She took another sip of coffee.  “So I had to ask her if she’d been borrowing my car without telling me, and one thing leading to another, it ended up with her walking out.  We’d been having some issues anyway, what with her overdosing and then trying to say as how she hadn’t done it herself and coming up with stories about drug dealers trying to kill her, and me, having some experience with addiction, tried to get her to just come clean, you know?  If she had a problem, we’d deal with it.”  She shook her head.  “And now she’s lying in there, another bullet in her, and I have to live with the fact that I didn’t believe her and that maybe the last words we had between us were hard.”

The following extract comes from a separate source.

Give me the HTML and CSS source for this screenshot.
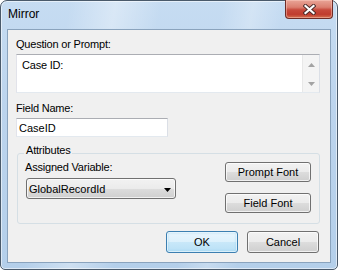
FILE: index.html
```html
<!DOCTYPE html>
<html lang="en">
	<head>
		<meta charset="UTF-8">
		<meta content="width=device-width, initial-scale=1.0" name="viewport">
		<link rel="stylesheet" href="styles.css">
		<title>Mirror</title>
	</head>
	<body>
		<div class="window">
			<div class="titlebar">
				<span class="title">Mirror</span>
				<div class="close-button">
					<svg width="13" height="11" viewBox="0 0 13 11">
						<path d="M2.5 2 L10.5 9 M10.5 2 L2.5 9" stroke="#4a2a28" stroke-width="4" stroke-linecap="square"/>
						<path d="M2.5 2 L10.5 9 M10.5 2 L2.5 9" stroke="#ffffff" stroke-width="2.2" stroke-linecap="square"/>
					</svg>
				</div>
			</div>
			<div class="client">
				<div class="label">Question or Prompt:</div>
				<div class="memo">
					<div class="memo-text">Case ID:</div>
					<div class="scrollbar">
						<svg width="7" height="4" viewBox="0 0 7 4"><polygon points="3.5,0 7,4 0,4" fill="#a3a3a3"/></svg>
						<svg width="7" height="4" viewBox="0 0 7 4"><polygon points="0,0 7,0 3.5,4" fill="#a3a3a3"/></svg>
					</div>
				</div>
				<div class="label field-label">Field Name:</div>
				<div class="textbox">CaseID</div>
				<div class="group">
					<span class="group-title">Attributes</span>
					<div class="group-left">
						<div class="label">Assigned Variable:</div>
						<div class="combo">
							<span>GlobalRecordId</span>
							<svg width="7" height="4" viewBox="0 0 7 4"><polygon points="0,0 7,0 3.5,4" fill="#000"/></svg>
						</div>
					</div>
					<div class="group-right">
						<div class="button font-button">Prompt Font</div>
						<div class="button font-button">Field Font</div>
					</div>
				</div>
				<div class="actions">
					<div class="button default-button">OK</div>
					<div class="button">Cancel</div>
				</div>
			</div>
		</div>
	</body>
</html>
```
FILE: styles.css
```css
body {
    margin: 0;
    font-family: "Liberation Sans", Arial, sans-serif;
    font-size: 11px;
    color: #000;
}

.window {
    width: 338px;
    height: 270px;
    box-sizing: border-box;
    display: flex;
    flex-direction: column;
    border: 1px solid #4a5a6b;
    border-radius: 7px 7px 5px 5px;
    box-shadow: inset 0 0 0 1px rgba(255, 255, 255, 0.55);
    background:
        linear-gradient(100deg, transparent 18%, rgba(255, 255, 255, 0.35) 30%, transparent 42%, transparent 58%, rgba(255, 255, 255, 0.25) 66%, transparent 74%),
        linear-gradient(180deg, #c6dcf2 0%, #bcd4ed 40%, #b4cfea 100%);
}

.titlebar {
    height: 28px;
    display: flex;
    justify-content: space-between;
    align-items: flex-start;
    padding: 0 4px 0 7px;
}

.title {
    margin-top: 6px;
    font-size: 12px;
    line-height: 15px;
}

.close-button {
    width: 46px;
    height: 18px;
    margin-top: -1px;
    display: flex;
    align-items: center;
    justify-content: center;
    border: 1px solid #6e2c26;
    border-top: none;
    border-radius: 0 0 4px 4px;
    box-shadow: inset 0 0 0 1px rgba(255, 210, 200, 0.45);
    background: linear-gradient(180deg, #e9a597 0%, #db7f70 40%, #c7493b 55%, #c03c2e 80%, #d4704f 100%);
}

.client {
    flex: 1;
    margin: 0 6px 6px;
    padding: 8px 0 0 8px;
    border: 1px solid #8aa3bd;
    background-color: #f0f0f0;
}

.label {
    line-height: 13px;
    letter-spacing: -0.2px;
}

.memo {
    width: 304px;
    height: 39px;
    box-sizing: border-box;
    margin-top: 3px;
    display: flex;
    border: 1px solid;
    border-color: #abadb3 #dbdfe6 #e3e9ef #e2e3ea;
    background-color: #FFF;
}

.memo-text {
    flex: 1;
    padding: 4px 5px;
    line-height: 13px;
    letter-spacing: -0.2px;
}

.scrollbar {
    width: 16px;
    display: flex;
    flex-direction: column;
    justify-content: space-between;
    align-items: center;
    padding: 8px 0 6px;
    border-left: 1px solid #e8e8e8;
    background-color: #f4f4f4;
}

.field-label {
    margin-top: 9px;
}

.textbox {
    width: 152px;
    height: 19px;
    box-sizing: border-box;
    margin-top: 3px;
    padding: 3px 2px 0;
    line-height: 13px;
    border: 1px solid;
    border-color: #abadb3 #dbdfe6 #e3e9ef #e2e3ea;
    background-color: #FFF;
}

.group {
    position: relative;
    width: 303px;
    height: 71px;
    box-sizing: border-box;
    margin: 16px 0 0 1px;
    padding: 7px 8px 0 7px;
    display: flex;
    justify-content: space-between;
    align-items: flex-start;
    border: 1px solid #d5dfe5;
    border-radius: 3px;
}

.group-title {
    position: absolute;
    top: -10px;
    left: 6px;
    padding: 0 2px;
    line-height: 13px;
    letter-spacing: -0.2px;
    background-color: #f0f0f0;
}

.combo {
    width: 150px;
    height: 21px;
    box-sizing: border-box;
    margin: 4px 0 0 1px;
    padding: 4px 4px 0 2px;
    display: flex;
    justify-content: space-between;
    align-items: flex-start;
    line-height: 13px;
    border: 1px solid #707070;
    border-radius: 3px;
    box-shadow: inset 0 0 0 1px rgba(255, 255, 255, 0.7);
    background: linear-gradient(180deg, #f2f2f2 0%, #ebebeb 50%, #dddddd 50%, #cfcfcf 100%);
}

.combo svg {
    margin-top: 5px;
}

.group-right {
    margin-top: 1px;
    display: flex;
    flex-direction: column;
    gap: 11px;
}

.button {
    width: 72px;
    height: 22px;
    box-sizing: border-box;
    display: flex;
    align-items: center;
    justify-content: center;
    line-height: 13px;
    border: 1px solid #707070;
    border-radius: 3px;
    box-shadow: inset 0 0 0 1px rgba(255, 255, 255, 0.7);
    background: linear-gradient(180deg, #f2f2f2 0%, #ebebeb 50%, #dddddd 50%, #cfcfcf 100%);
}

.font-button {
    width: 86px;
    height: 20px;
}

.actions {
    width: 303px;
    margin-top: 7px;
    display: flex;
    justify-content: flex-end;
    gap: 9px;
}

.default-button {
    border-color: #3c7fb1;
    box-shadow: inset 0 0 0 1px rgba(255, 255, 255, 0.6), inset 0 0 2px 1px rgba(120, 200, 240, 0.5);
    background: linear-gradient(180deg, #eaf6fd 0%, #dcf1fc 50%, #c9e8f9 50%, #b8e0f6 100%);
}
```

She blew out a breath, looked at James.  “Wow, did I just unload on you or what?”

“It’s okay,” he said, offering a reassuring smile even while his mind was working.

“You’re a good listener,” she said, then her eyes narrowed.  “Of course, so was that asshole the other night.”

“What asshole?

She waved a hand.  “Just some guy.  Came on to me in the Murphy’s parking lot, sweet talked me into having coffee with him, and now that I look back on it, managed to finagle a whole bunch of information out of me about the dent in my car.  Mighty suspicious timing, you ask me, since the cops questioned me not two days after.  Probably
undercover, hoping to trip me up or something,” she muttered.  “Jerk.”

“Uh,” James cleared his throat.  “Was this jerk about six feet, mid-thirties, dark hair and eyes?”